Hello All,
I've done some small scale, web-based
J2EE development in the past (2001). I'm back now designing a multi-tier app. I'm considering the following architecture:
- Swing client (mandated by users due to very robust/feature-rich interface needs. Ajax won't cut it).
- JEE middle tier. Primarily stateless session beans & mdbs handling the client/server communications.
- Pojo domain model to do most of the business logic
- DAO
pattern (currently leveraging hibernate) to handle persistence
I know these questions are huge, and it's hard to give answers on a Bulletin Board, but I appreciate any help:
1) What's a good way to structure the source code? I'm looking at:
http://java.sun.com/blueprints/code/projectconventions.html and the Sun JEE examples, they seem to implement one project with multiple sub-projects (1 for ejb, 1 for war, 1 for client). In that model, where would the domain model and DAO code live? In the ejb project? Should it all just be 1 big project with the package structure reflecting the breakdown and differing build targets for client & server?

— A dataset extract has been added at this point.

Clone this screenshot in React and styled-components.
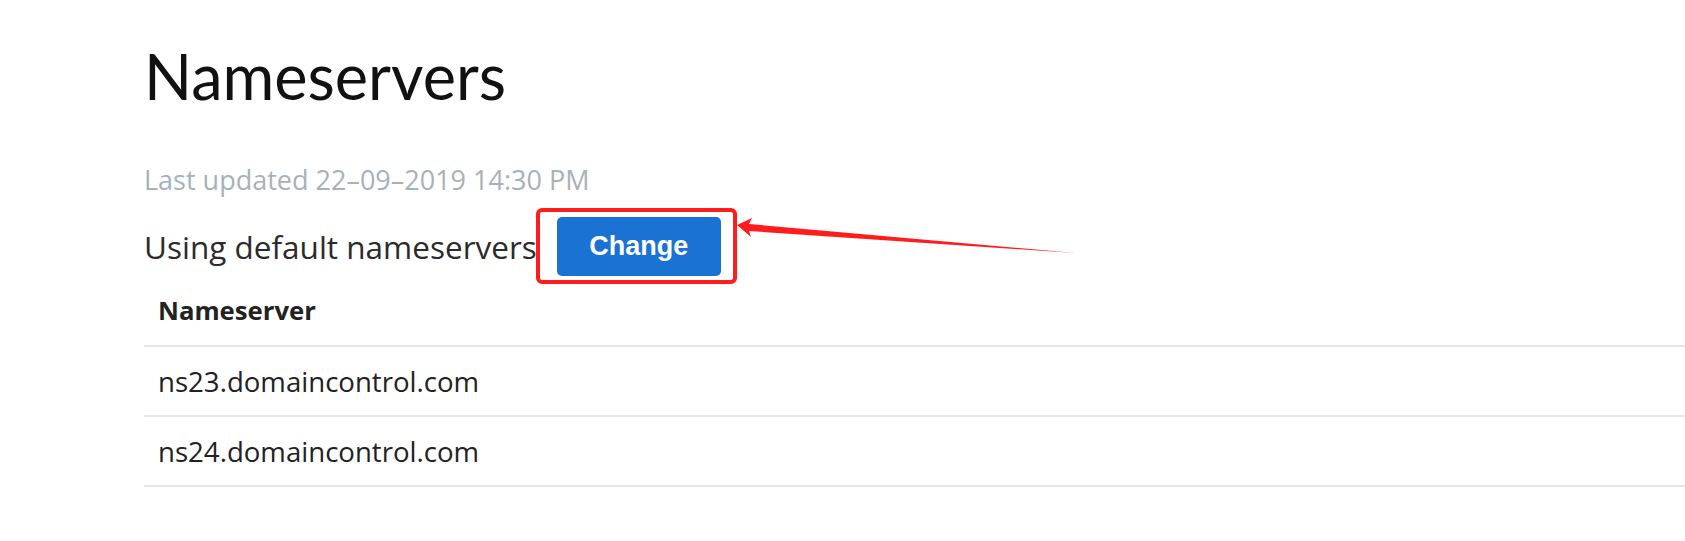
import React from 'react';
import styled, { createGlobalStyle } from 'styled-components';

const GlobalStyle = createGlobalStyle`
  body {
    margin: 0;
    background: #fff;
    font-family: "Open Sans", "Noto Sans", sans-serif;
    color: #1b1b1b;
  }
`;

const Page = styled.div`
  padding: 38px 0 0 144px;
  display: flex;
  flex-direction: column;
`;

const Title = styled.h1`
  margin: 0;
  font-family: Lato, "Open Sans", sans-serif;
  font-size: 63px;
  font-weight: 400;
  line-height: 76px;
  color: #111;
`;

const Updated = styled.div`
  margin-top: 50px;
  font-size: 27px;
  line-height: 32px;
  color: #a7b1bb;
`;

const StatusRow = styled.div`
  margin-top: 21px;
  display: flex;
  align-items: center;
  gap: 20px;
`;

const StatusText = styled.span`
  font-size: 31.5px;
  color: #2b2b2b;
`;

const Highlight = styled.div`
  position: relative;
  display: flex;
  &::before {
    content: '';
    position: absolute;
    left: -21px;
    right: -16px;
    top: -9px;
    bottom: -8px;
    border: 4px solid #ff1c1c;
    border-radius: 6px;
  }
`;

const Button = styled.button`
  width: 164px;
  height: 59px;
  border: none;
  border-radius: 5px;
  background: #1a73d3;
  color: #fff;
  font-family: "Liberation Sans", Arial, sans-serif;
  font-weight: 700;
  font-size: 27px;
  cursor: pointer;
`;

const Arrow = styled.svg`
  position: absolute;
  left: 180px;
  top: -1px;
  overflow: visible;
`;

const Table = styled.div`
  margin-top: 17px;
  display: flex;
  flex-direction: column;
`;

const Cell = styled.div`
  height: 68px;
  padding-left: 14px;
  display: flex;
  align-items: center;
  border-bottom: 2px solid #e6e6e6;
  font-size: ${p => (p.$head ? '25.7px' : '27.6px')};
  font-weight: ${p => (p.$head ? 700 : 400)};
  color: #222;
`;

const HeadCell = styled(Cell)`
  height: auto;
  padding-bottom: 17px;
`;

const nameservers = ['ns23.domaincontrol.com', 'ns24.domaincontrol.com'];

export default function App() {
  return (
    <>
      <GlobalStyle />
      <Page>
        <Title>Nameservers</Title>
        <Updated>Last updated 22–09–2019 14:30 PM</Updated>
        <StatusRow>
          <StatusText>Using default nameservers</StatusText>
          <Highlight>
            <Button>Change</Button>
            <Arrow width="340" height="40" viewBox="0 0 340 40">
              <polygon points="0,9 15,2 12,8 338,37 12,15 14,21" fill="#ff1c1c" />
            </Arrow>
          </Highlight>
        </StatusRow>
        <Table>
          <HeadCell $head>Nameserver</HeadCell>
          {nameservers.map(ns => (
            <Cell key={ns}>{ns}</Cell>
          ))}
        </Table>
      </Page>
    </>
  );
}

2) All of the JEE/EJB3.0 examples I've seen are using the new entity beans. Due to my existing Hibernate DAO codebase, I'd prefer to point Session Beans to objects that use the existing DAO layer (no entity beans). Is that simple to do? Does anyone have any good links on articles about that?
3) I've worked with Spring a bit, but found sole JEE a better fit due to:
- need for app server redundancy and horizontal scalability
- distaste for so much xml - I'm not looking for a flame war, but I really didn't like the overwhelming amount of xml configuration necessary
- JEE can do everything I need
Again, I know this is a huge question, so I appreciate any help at all (even just links to good articles would be great).